The book of Revelation is replete with symbols and figurative language, as demonstrated in Revelation 1:15 where John employs two similes: “His feet were like bronze glowing in a furnace, and his voice was like the sound of rushing waters.” In this verse, we find a vivid portrayal of Jesus’ voice as the sound of rushing waters. John, already familiar with the incarnate Jesus, was profoundly overwhelmed by this striking vision of Christ, to the extent that he fell down at Jesus’ feet (Revelation 1:17).
John’s description of Jesus’ voice as akin to the “sound of rushing waters” parallels the description of God in the Old Testament, serving to emphasize the deity of the Son of God. A good example is Ezekiel 43:2, where the prophet declares: “I saw the glory of the God of Israel coming from the east. His voice was like the roar of rushing waters, and the land was radiant with his glory.” The imagery of rushing water conveys a sense of force, resonance, and an undeniable demand for attention. The sound of rushing waters can be deafening—think of a large waterfall or the roaring of the ocean as it hits a rocky shoreline. God’s voice carries an inherent authority that commands our unwavering attention. Since Jesus is God, His voice also carries authority.
Right from the opening chapter in Revelation, we are introduced to the divinity of Jesus and His authoritative nature. In contemporary culture, some might prefer to see Jesus as only a rabbi, a prophet, or a healer, but not Lord. However, Scripture’s testimony, which constitutes the earliest record of Jesus’ life, affirms that Jesus is more than a man. We cannot deny that the deity of Christ is a fundamental tenet of Christian doctrine.
The authority of the Son is further corroborated in other sections of Scripture, including Ephesians 1:22, which states that “God placed all things under his feet and appointed him to be head over everything for the church.” Jesus’ audience were amazed at the authority in His words (Matthew 7:28–29; Mark 1:22), and Jesus Himself asserted His authority (Matthew 28:18; John 10:18). Jesus’ voice is what calmed the storm on the Sea of Galilee, when He “rebuked the wind and said to the sea, ‘Peace! Be still!’ And the wind ceased, and there was a great calm” (Mark 4:39). The voice like rushing waters stilled the rushing waters.
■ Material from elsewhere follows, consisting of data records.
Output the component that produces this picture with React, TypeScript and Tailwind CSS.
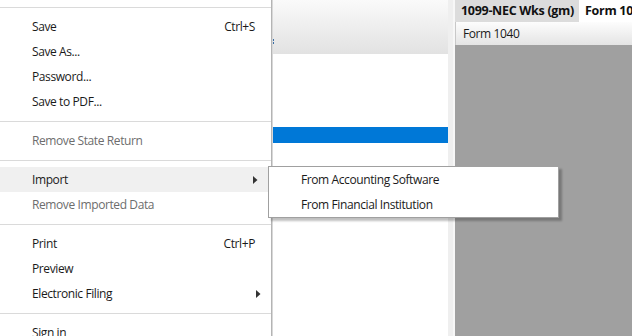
import React from "react";

const font = { fontFamily: '"Open Sans", "Noto Sans", sans-serif' };

function Arrow() {
  return (
    <svg width="5" height="8" viewBox="0 0 5 8" className="absolute right-[10px] top-1/2 -translate-y-1/2">
      <path d="M0 0 L4.5 4 L0 8 Z" fill="#333" />
    </svg>
  );
}

function Item({ label, shortcut, disabled, arrow, active }: { label: string; shortcut?: string; disabled?: boolean; arrow?: boolean; active?: boolean }) {
  return (
    <div className={`relative flex h-[25px] shrink-0 items-center pl-[32px] pr-[16px] ${active ? "bg-[#f0f0f0] mr-[3px]" : ""} ${disabled ? "text-[#6d6d6d]" : "text-[#1a1a1a]"}`}>
      <span className="flex-1">{label}</span>
      {shortcut && <span>{shortcut}</span>}
      {arrow && <Arrow />}
    </div>
  );
}

function Sep() {
  return (
    <div className="flex h-[14px] shrink-0 items-center">
      <div className="h-px w-full bg-[#dadada]" />
    </div>
  );
}

export default function App() {
  return (
    <div className="relative flex h-[336px] w-[632px] overflow-hidden bg-white text-[12px] leading-none tracking-[-0.4px]" style={font}>
      {/* File menu */}
      <div className="flex w-[272px] shrink-0 flex-col border-r border-[#b4b4b4] bg-white">
        <Sep />
        <Item label="Save" shortcut="Ctrl+S" />
        <Item label="Save As..." />
        <Item label="Password..." />
        <Item label="Save to PDF..." />
        <Sep />
        <Item label="Remove State Return" disabled />
        <Sep />
        <Item label="Import" arrow active />
        <Item label="Remove Imported Data" disabled />
        <Sep />
        <Item label="Print" shortcut="Ctrl+P" />
        <Item label="Preview" />
        <Item label="Electronic Filing" arrow />
        <Sep />
        <Item label="Sign in" />
      </div>

      {/* left panel */}
      <div className="relative flex w-[176px] shrink-0 flex-col border-l border-[#d8d8d8] bg-white">
        <div className="h-[54px] bg-gradient-to-b from-[#fafafa] to-[#e2e2e2]" />
        <div className="mt-[73px] h-[16px] bg-[#0078d7]" />
        <span className="absolute left-0 top-[39px] h-[2px] w-px bg-[#3a6ea5]" />
        <span className="absolute left-0 top-[42px] h-[2px] w-px bg-[#3a6ea5]" />
      </div>

      {/* splitter strip */}
      <div className="flex w-[7px] shrink-0">
        <div className="w-[5px] bg-[#efefef]" />
        <div className="w-[2px] bg-[#f7f7f7]" />
      </div>

      {/* right area */}
      <div className="flex flex-1 flex-col bg-[#a0a0a0]">
        <div className="flex h-[22px] shrink-0 text-[12.5px] font-bold tracking-[-0.3px] text-[#111]">
          <div className="flex w-[124px] shrink-0 items-center overflow-hidden whitespace-nowrap bg-[#dcdcdc] pl-[6px]">1099-NEC Wks (gm)</div>
          <div className="flex flex-1 items-center overflow-hidden whitespace-nowrap bg-white pl-[6px]">Form 1040</div>
        </div>
        <div className="flex h-[23px] shrink-0 items-center border-l border-[#c8c8c8] bg-gradient-to-b from-[#fdfdfd] to-[#e4e4e4] pl-[7px] text-[#1a1a1a]">
          Form 1040
        </div>
        <div className="flex-1" />
      </div>

      {/* submenu */}
      <div className="absolute left-[268px] top-[166px] flex w-[291px] flex-col border border-[#a0a0a0] bg-white shadow-[3px_3px_2px_rgba(0,0,0,0.25)]">
        <div className="flex h-[25px] items-center pl-[32px] text-[#1a1a1a]">From Accounting Software</div>
        <div className="flex h-[25px] items-center pl-[32px] text-[#1a1a1a]">From Financial Institution</div>
      </div>
    </div>
  );
}
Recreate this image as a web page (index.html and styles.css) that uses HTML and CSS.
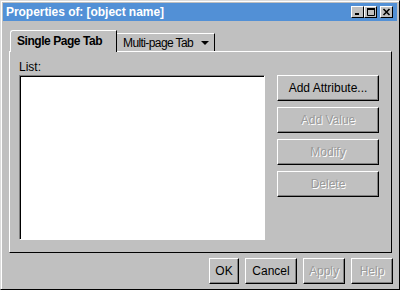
FILE: index.html
```html
<!DOCTYPE html>
<html lang="en">
  <head>
    <meta charset="UTF-8" />
    <title>Properties of: [object name]</title>
    <link rel="stylesheet" href="styles.css">
  </head>
  <body>
    <div class="window">
      <div class="titlebar">
        <span class="title">Properties of: [object name]</span>
        <div class="wm-buttons">
          <span class="wm-btn">
            <svg width="11" height="10" viewBox="0 0 11 10"><rect x="3" y="6" width="4" height="2" fill="#000"/></svg>
          </span>
          <span class="wm-btn">
            <svg width="11" height="10" viewBox="0 0 11 10"><path d="M2.5 1.5h7v7h-7z" fill="none" stroke="#000"/><rect x="2" y="1" width="8" height="2" fill="#000"/></svg>
          </span>
          <span class="wm-btn close">
            <svg width="11" height="10" viewBox="0 0 11 10"><path d="M2.5 2l6 6M8.5 2l-6 6" stroke="#000" stroke-width="1.6"/></svg>
          </span>
        </div>
      </div>

      <div class="body">
        <div class="tabs">
          <div class="tab active">Single Page Tab</div>
          <div class="tab">
            <span>Multi-page Tab</span>
            <svg width="8" height="4" viewBox="0 0 8 4"><path d="M0 0h8l-4 4z" fill="#000"/></svg>
          </div>
        </div>

        <div class="panel">
          <div class="list-col">
            <label for="attrList">List:</label>
            <div class="listbox" id="attrList"></div>
          </div>
          <div class="side-buttons">
            <button>Add Attribute...</button>
            <button disabled>Add Value</button>
            <button disabled>Modify</button>
            <button disabled>Delete</button>
          </div>
        </div>

        <div class="footer">
          <button class="ok">OK</button>
          <button class="cancel">Cancel</button>
          <button class="apply" disabled>Apply</button>
          <button class="help" disabled>Help</button>
        </div>
      </div>
    </div>
  </body>
</html>
```

FILE: styles.css
```css
body {
  margin: 0;
  font-family: "Liberation Sans", Arial, sans-serif;
  font-size: 12px;
  background-color: #c0c0c0;
}
.window {
  width: 400px;
  height: 290px;
  box-sizing: border-box;
  display: flex;
  flex-direction: column;
  padding: 2px;
  border: 1px solid;
  border-color: #dcdcdc #000 #000 #dcdcdc;
  box-shadow: inset 1px 1px #fff;
  background-color: #c0c0c0;
}
.titlebar {
  height: 18px;
  display: flex;
  align-items: center;
  justify-content: space-between;
  padding: 0 4px 0 3px;
  background-color: #5290d6;
}
.title {
  color: #fff;
  font-weight: bold;
  font-size: 12px;
  letter-spacing: -0.05px;
}
.wm-buttons {
  display: flex;
}
.wm-btn {
  width: 13px;
  height: 12px;
  box-sizing: border-box;
  display: flex;
  align-items: center;
  justify-content: center;
  background-color: #c0c0c0;
  border: 1px solid;
  border-color: #fff #000 #000 #fff;
}
.wm-btn.close {
  margin-left: 3px;
}
.body {
  flex: 1;
  display: flex;
  flex-direction: column;
  padding: 9px 0 0 6px;
}
.tabs {
  display: flex;
  align-items: flex-end;
  padding-left: 1px;
}
.tab {
  box-sizing: border-box;
  height: 18px;
  width: 98px;
  display: flex;
  align-items: center;
  justify-content: space-between;
  padding: 0 5px 0 6px;
  font-size: 12px;
  letter-spacing: -0.6px;
  border-top: 1px solid #fff;
  border-right: 1px solid #000;
}
.tab.active {
  position: relative;
  z-index: 1;
  height: 22px;
  width: 107px;
  margin-bottom: -1px;
  align-items: flex-start;
  padding-top: 3px;
  font-weight: bold;
  letter-spacing: -0.45px;
  border-left: 1px solid #fff;
  border-top-left-radius: 3px;
  background-color: #c0c0c0;
}
.panel {
  flex: 0 0 202px;
  box-sizing: border-box;
  display: flex;
  gap: 12px;
  margin-right: 5px;
  padding: 8px 12px 12px 9px;
  border: 1px solid;
  border-color: #fff #000 #000 #fff;
}
.list-col {
  flex: 1;
  display: flex;
  flex-direction: column;
}
label {
  line-height: 14px;
  margin-bottom: 1px;
}
.listbox {
  flex: 1;
  background-color: #fff;
  border: 1px solid;
  border-color: #808080 #fff #fff #808080;
  box-shadow: inset 1px 1px #000;
}
.side-buttons {
  width: 102px;
  display: flex;
  flex-direction: column;
  gap: 6px;
  padding-top: 15px;
}
button {
  height: 26px;
  padding: 0;
  font-family: "Liberation Sans", Arial, sans-serif;
  font-size: 12px;
  color: #000;
  background-color: #c0c0c0;
  border: 1px solid;
  border-color: #fff #000 #000 #fff;
  box-shadow: inset -1px -1px #808080;
}
button:disabled {
  color: #9a9a9a;
  text-shadow: 1px 1px #fff;
}
.footer {
  display: flex;
  justify-content: flex-end;
  gap: 6px;
  margin: 5px 4px 0 0;
}
.footer .ok {
  width: 30px;
}
.footer .cancel {
  width: 52px;
}
.footer .apply,
.footer .help {
  width: 42px;
}
```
Reflecting on Jesus and His claims, C. S Lewis popularized what has become known as the liar-lord-lunatic trilemma in his book Mere Christianity:
I am trying here to prevent anyone saying the really foolish thing that people often say about Him: I’m ready to accept Jesus as a great moral teacher, but I don’t accept his claim to be God. That is the one thing we must not say. A man who was merely a man and said the sort of things Jesus said would not be a great moral teacher. He would either be a lunatic—on the level with the man who says he is a poached egg—or else he would be the Devil of Hell. You must make your choice. Either this man was, and is, the Son of God, or else a madman or something worse. You can shut him up for a fool, you can spit at him and kill him as a demon or you can fall at his feet and call him Lord and God, but let us not come with any patronizing nonsense about his being a great human teacher. He has not left that open to us. He did not intend to.” (Macmillan, 1952, p. 55–56)It is clear that Jesus, as revealed in Scripture, is no mere man. We are faced with a decision: either we humble ourselves when we hear His voice resounding like rushing waters, or we choose to ignore His voice and go our own way.